The request: Count how many lines of the material hold "index". Respond with that number alone.

Material:
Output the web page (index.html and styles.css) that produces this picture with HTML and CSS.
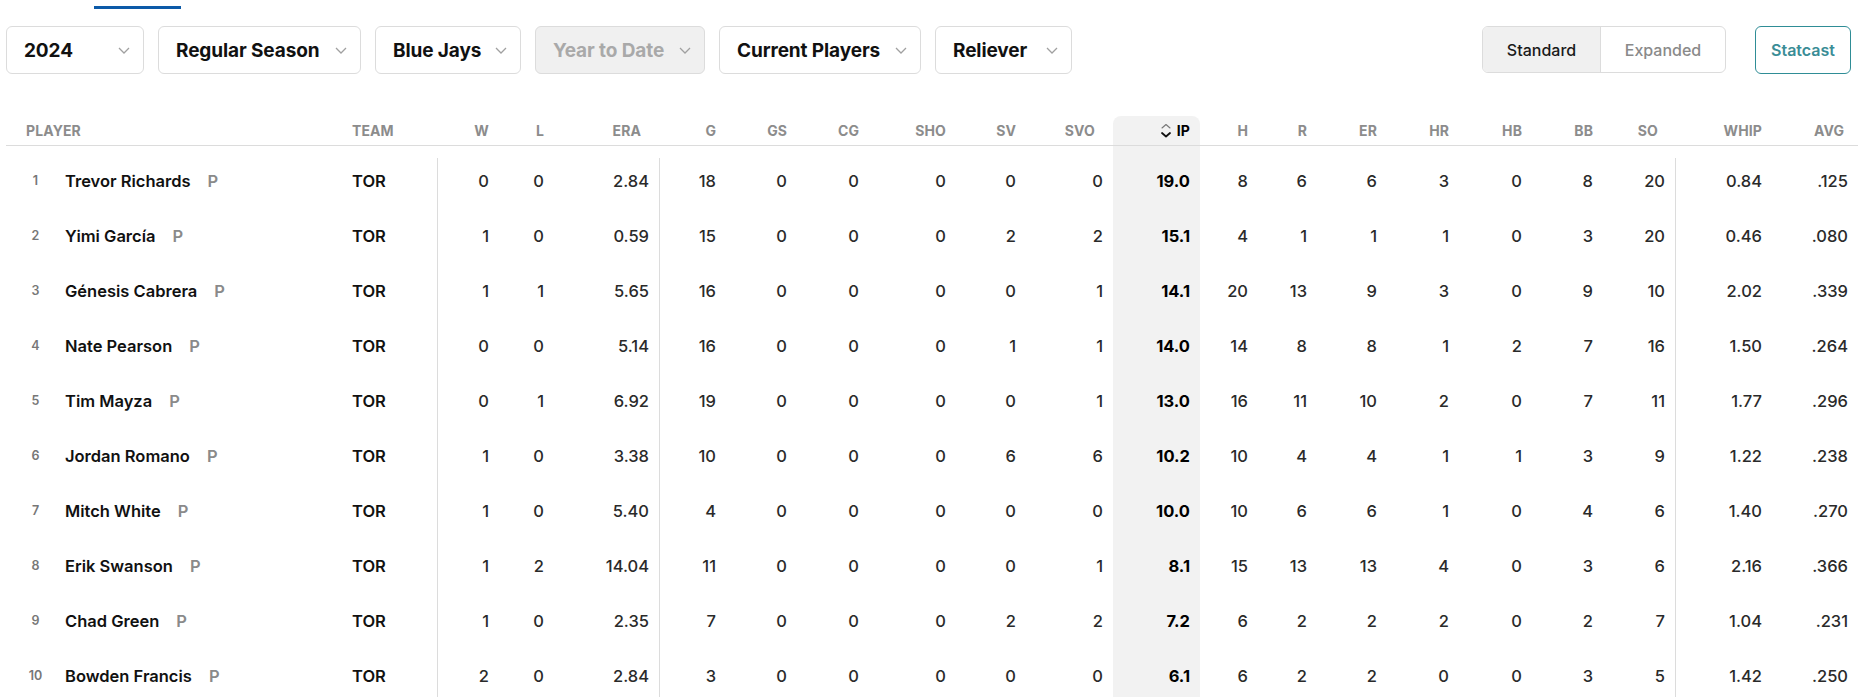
FILE: index.html
```html
<!DOCTYPE html>
<html>
<head>
<meta charset="utf-8">
<link rel="stylesheet" href="styles.css">
</head>
<body>
<div class="page">
  <div class="tabs"><div class="tab-underline"></div></div>
  <div class="filters">
    <div class="dropdowns">
      <div class="dd dd-year"><span>2024</span><svg class="chev" viewBox="0 0 12 7"><path d="M1 1 L6 6 L11 1"/></svg></div>
      <div class="dd dd-season"><span>Regular Season</span><svg class="chev" viewBox="0 0 12 7"><path d="M1 1 L6 6 L11 1"/></svg></div>
      <div class="dd dd-team"><span>Blue Jays</span><svg class="chev" viewBox="0 0 12 7"><path d="M1 1 L6 6 L11 1"/></svg></div>
      <div class="dd dd-range disabled"><span>Year to Date</span><svg class="chev" viewBox="0 0 12 7"><path d="M1 1 L6 6 L11 1"/></svg></div>
      <div class="dd dd-players"><span>Current Players</span><svg class="chev" viewBox="0 0 12 7"><path d="M1 1 L6 6 L11 1"/></svg></div>
      <div class="dd dd-role"><span>Reliever</span><svg class="chev" viewBox="0 0 12 7"><path d="M1 1 L6 6 L11 1"/></svg></div>
    </div>
    <div class="views">
      <div class="toggle">
        <div class="seg seg-standard active">Standard</div>
        <div class="seg seg-expanded">Expanded</div>
      </div>
      <div class="statcast">Statcast</div>
    </div>
  </div>

  <div class="table">
    <div class="thead grid">
      <div class="th th-player">Player</div>
      <div class="th th-team">Team</div>
      <div class="th">W</div>
      <div class="th">L</div>
      <div class="th pr18">ERA</div>
      <div class="th">G</div>
      <div class="th">GS</div>
      <div class="th">CG</div>
      <div class="th">SHO</div>
      <div class="th">SV</div>
      <div class="th pr18">SVO</div>
      <div class="th th-sorted"><svg class="sort" viewBox="0 0 12 15"><path class="up" d="M2 5 L6 1.5 L10 5"/><path class="down" d="M2 10 L6 13.5 L10 10"/></svg><span>IP</span></div>
      <div class="th">H</div>
      <div class="th">R</div>
      <div class="th">ER</div>
      <div class="th">HR</div>
      <div class="th">HB</div>
      <div class="th">BB</div>
      <div class="th pr17">SO</div>
      <div class="th">WHIP</div>
      <div class="th pr14">AVG</div>
    </div>

    <div class="tbody">
      <div class="row grid first">
        <div class="td td-player"><span class="rank">1</span><span class="name">Trevor Richards</span><span class="pos">P</span></div>
        <div class="td td-team">TOR</div>
        <div class="td div">0</div><div class="td">0</div><div class="td pr18">2.84</div>
        <div class="td div">18</div><div class="td">0</div><div class="td">0</div><div class="td">0</div><div class="td">0</div><div class="td pr18">0</div>
        <div class="td ip">19.0</div>
        <div class="td">8</div><div class="td">6</div><div class="td">6</div><div class="td">3</div><div class="td">0</div><div class="td">8</div><div class="td pr17">20</div>
        <div class="td div">0.84</div><div class="td pr14">.125</div>
      </div>
      <div class="row grid">
        <div class="td td-player"><span class="rank">2</span><span class="name">Yimi García</span><span class="pos">P</span></div>
        <div class="td td-team">TOR</div>
        <div class="td div">1</div><div class="td">0</div><div class="td pr18">0.59</div>
        <div class="td div">15</div><div class="td">0</div><div class="td">0</div><div class="td">0</div><div class="td">2</div><div class="td pr18">2</div>
        <div class="td ip">15.1</div>
        <div class="td">4</div><div class="td">1</div><div class="td">1</div><div class="td">1</div><div class="td">0</div><div class="td">3</div><div class="td pr17">20</div>
        <div class="td div">0.46</div><div class="td pr14">.080</div>
      </div>
      <div class="row grid">
        <div class="td td-player"><span class="rank">3</span><span class="name">Génesis Cabrera</span><span class="pos">P</span></div>
        <div class="td td-team">TOR</div>
        <div class="td div">1</div><div class="td">1</div><div class="td pr18">5.65</div>
        <div class="td div">16</div><div class="td">0</div><div class="td">0</div><div class="td">0</div><div class="td">0</div><div class="td pr18">1</div>
        <div class="td ip">14.1</div>
        <div class="td">20</div><div class="td">13</div><div class="td">9</div><div class="td">3</div><div class="td">0</div><div class="td">9</div><div class="td pr17">10</div>
        <div class="td div">2.02</div><div class="td pr14">.339</div>
      </div>
      <div class="row grid">
        <div class="td td-player"><span class="rank">4</span><span class="name">Nate Pearson</span><span class="pos">P</span></div>
        <div class="td td-team">TOR</div>
        <div class="td div">0</div><div class="td">0</div><div class="td pr18">5.14</div>
        <div class="td div">16</div><div class="td">0</div><div class="td">0</div><div class="td">0</div><div class="td">1</div><div class="td pr18">1</div>
        <div class="td ip">14.0</div>
        <div class="td">14</div><div class="td">8</div><div class="td">8</div><div class="td">1</div><div class="td">2</div><div class="td">7</div><div class="td pr17">16</div>
        <div class="td div">1.50</div><div class="td pr14">.264</div>
      </div>
      <div class="row grid">
        <div class="td td-player"><span class="rank">5</span><span class="name">Tim Mayza</span><span class="pos">P</span></div>
        <div class="td td-team">TOR</div>
        <div class="td div">0</div><div class="td">1</div><div class="td pr18">6.92</div>
        <div class="td div">19</div><div class="td">0</div><div class="td">0</div><div class="td">0</div><div class="td">0</div><div class="td pr18">1</div>
        <div class="td ip">13.0</div>
        <div class="td">16</div><div class="td">11</div><div class="td">10</div><div class="td">2</div><div class="td">0</div><div class="td">7</div><div class="td pr17">11</div>
        <div class="td div">1.77</div><div class="td pr14">.296</div>
      </div>
      <div class="row grid">
        <div class="td td-player"><span class="rank">6</span><span class="name">Jordan Romano</span><span class="pos">P</span></div>
        <div class="td td-team">TOR</div>
        <div class="td div">1</div><div class="td">0</div><div class="td pr18">3.38</div>
        <div class="td div">10</div><div class="td">0</div><div class="td">0</div><div class="td">0</div><div class="td">6</div><div class="td pr18">6</div>
        <div class="td ip">10.2</div>
        <div class="td">10</div><div class="td">4</div><div class="td">4</div><div class="td">1</div><div class="td">1</div><div class="td">3</div><div class="td pr17">9</div>
        <div class="td div">1.22</div><div class="td pr14">.238</div>
      </div>
      <div class="row grid">
        <div class="td td-player"><span class="rank">7</span><span class="name">Mitch White</span><span class="pos">P</span></div>
        <div class="td td-team">TOR</div>
        <div class="td div">1</div><div class="td">0</div><div class="td pr18">5.40</div>
        <div class="td div">4</div><div class="td">0</div><div class="td">0</div><div class="td">0</div><div class="td">0</div><div class="td pr18">0</div>
        <div class="td ip">10.0</div>
        <div class="td">10</div><div class="td">6</div><div class="td">6</div><div class="td">1</div><div class="td">0</div><div class="td">4</div><div class="td pr17">6</div>
        <div class="td div">1.40</div><div class="td pr14">.270</div>
      </div>
      <div class="row grid">
        <div class="td td-player"><span class="rank">8</span><span class="name">Erik Swanson</span><span class="pos">P</span></div>
        <div class="td td-team">TOR</div>
        <div class="td div">1</div><div class="td">2</div><div class="td pr18">14.04</div>
        <div class="td div">11</div><div class="td">0</div><div class="td">0</div><div class="td">0</div><div class="td">0</div><div class="td pr18">1</div>
        <div class="td ip">8.1</div>
        <div class="td">15</div><div class="td">13</div><div class="td">13</div><div class="td">4</div><div class="td">0</div><div class="td">3</div><div class="td pr17">6</div>
        <div class="td div">2.16</div><div class="td pr14">.366</div>
      </div>
      <div class="row grid">
        <div class="td td-player"><span class="rank">9</span><span class="name">Chad Green</span><span class="pos">P</span></div>
        <div class="td td-team">TOR</div>
        <div class="td div">1</div><div class="td">0</div><div class="td pr18">2.35</div>
        <div class="td div">7</div><div class="td">0</div><div class="td">0</div><div class="td">0</div><div class="td">2</div><div class="td pr18">2</div>
        <div class="td ip">7.2</div>
        <div class="td">6</div><div class="td">2</div><div class="td">2</div><div class="td">2</div><div class="td">0</div><div class="td">2</div><div class="td pr17">7</div>
        <div class="td div">1.04</div><div class="td pr14">.231</div>
      </div>
      <div class="row grid">
        <div class="td td-player"><span class="rank">10</span><span class="name">Bowden Francis</span><span class="pos">P</span></div>
        <div class="td td-team">TOR</div>
        <div class="td div">2</div><div class="td">0</div><div class="td pr18">2.84</div>
        <div class="td div">3</div><div class="td">0</div><div class="td">0</div><div class="td">0</div><div class="td">0</div><div class="td pr18">0</div>
        <div class="td ip">6.1</div>
        <div class="td">6</div><div class="td">2</div><div class="td">2</div><div class="td">0</div><div class="td">0</div><div class="td">3</div><div class="td pr17">5</div>
        <div class="td div">1.42</div><div class="td pr14">.250</div>
      </div>
    </div>
  </div>
</div>
</body>
</html>
```

FILE: styles.css
```css
html, body {
  margin: 0;
  padding: 0;
  background: #fff;
}
body {
  font-family: Inter, "Liberation Sans", Arial, sans-serif;
  color: #1a1a1a;
  overflow: hidden;
  height: 697px;
}
.page {
  padding: 0 6px;
}

/* top tab underline */
.tabs {
  padding-top: 6px;
  padding-left: 88px;
}
.tab-underline {
  width: 87px;
  height: 3px;
  background: #0c5aa8;
}

/* filter bar */
.filters {
  margin-top: 17px;
  display: flex;
  justify-content: space-between;
  align-items: flex-start;
}
.dropdowns {
  display: flex;
  gap: 14px;
}
.dd {
  box-sizing: border-box;
  height: 48px;
  border: 1px solid #dcdcdc;
  border-radius: 6px;
  display: flex;
  align-items: center;
  justify-content: space-between;
  padding: 0 13px 0 17px;
  font-size: 19px;
  font-weight: 700;
  color: #111;
  letter-spacing: -0.1px;
}
.dd-year { width: 138px; }
.dd-season { width: 203px; }
.dd-team { width: 146px; }
.dd-range { width: 170px; }
.dd-players { width: 202px; }
.dd-role { width: 137px; }
.dd.disabled {
  background: #f0f0f0;
  color: #a9a9a9;
}
.chev {
  width: 12px;
  height: 7px;
  flex: none;
}
.chev path {
  fill: none;
  stroke: #a0a0a0;
  stroke-width: 1.3;
}

.views {
  display: flex;
  gap: 29px;
  margin-right: 7px;
}
.toggle {
  box-sizing: border-box;
  height: 47px;
  display: flex;
  border: 1px solid #dcdcdc;
  border-radius: 6px;
  overflow: hidden;
}
.seg {
  display: flex;
  align-items: center;
  justify-content: center;
  font-size: 16px;
  font-weight: 500;
  color: #8a8a8a;
}
.seg-standard { width: 117px; }
.seg-expanded { width: 124px; }
.seg.active {
  background: #f0f0f0;
  color: #1a1a1a;
  border-right: 1px solid #dcdcdc;
}
.statcast {
  box-sizing: border-box;
  width: 96px;
  height: 48px;
  border: 1px solid #2f8d96;
  border-radius: 6px;
  display: flex;
  align-items: center;
  justify-content: center;
  font-size: 16px;
  font-weight: 600;
  color: #3a8d96;
}

/* table */
.table {
  margin-top: 42px;
}
.grid {
  display: grid;
  grid-template-columns: 340px 91px 62px 55px 105px 67px 71px 72px 87px 70px 87px 87px 58px 59px 70px 72px 73px 71px 72px 97px 86px;
}
.thead {
  height: 30px;
  box-sizing: border-box;
  border-bottom: 1px solid #dcdcdc;
}
.th {
  display: flex;
  align-items: center;
  justify-content: flex-end;
  padding-right: 10px;
  padding-bottom: 1px;
  font-size: 14px;
  font-weight: 700;
  color: #8c8c8c;
  text-transform: uppercase;
  letter-spacing: 0.1px;
}
.th-player {
  justify-content: flex-start;
  padding-left: 20px;
}
.th-team {
  justify-content: flex-start;
  padding-left: 6px;
}
.th-sorted {
  background: #f2f2f2;
  border-radius: 8px 8px 0 0;
  color: #000;
  gap: 5px;
}
.sort {
  width: 12px;
  height: 15px;
}
.sort path {
  fill: none;
  stroke-linecap: round;
  stroke-linejoin: round;
}
.sort .up {
  stroke: #777;
  stroke-width: 1.1;
}
.sort .down {
  stroke: #111;
  stroke-width: 1.8;
}
.pr18 { padding-right: 18px; }
.pr17 { padding-right: 17px; }
.pr14 { padding-right: 14px; }

.row {
  height: 55px;
}
.row.first {
  height: 62px;
}
.row.first .td {
  padding-top: 7px;
}
.td {
  box-sizing: border-box;
  display: flex;
  align-items: center;
  justify-content: flex-end;
  padding-right: 10px;
  font-size: 16.5px;
  font-weight: 500;
  color: #2a2a2a;
}
.td.div {
  background: linear-gradient(#dcdcdc, #dcdcdc) no-repeat 0 0 / 1px 100%;
}
.row.first .td.div {
  background-position: 0 12px;
}
.td.ip {
  background: #f2f2f2;
  font-weight: 700;
  color: #000;
}
.td-player {
  justify-content: flex-start;
  padding-right: 0;
}
.rank {
  width: 59px;
  text-align: center;
  font-size: 12.5px;
  font-weight: 600;
  color: #777;
}
.name {
  font-size: 16.5px;
  font-weight: 600;
  color: #111;
}
.pos {
  margin-left: 17px;
  font-size: 16.5px;
  font-weight: 600;
  color: #8a8a8a;
}
.td-team {
  justify-content: flex-start;
  padding-left: 6px;
  font-weight: 600;
  color: #111;
}
```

Answer to the problem: 2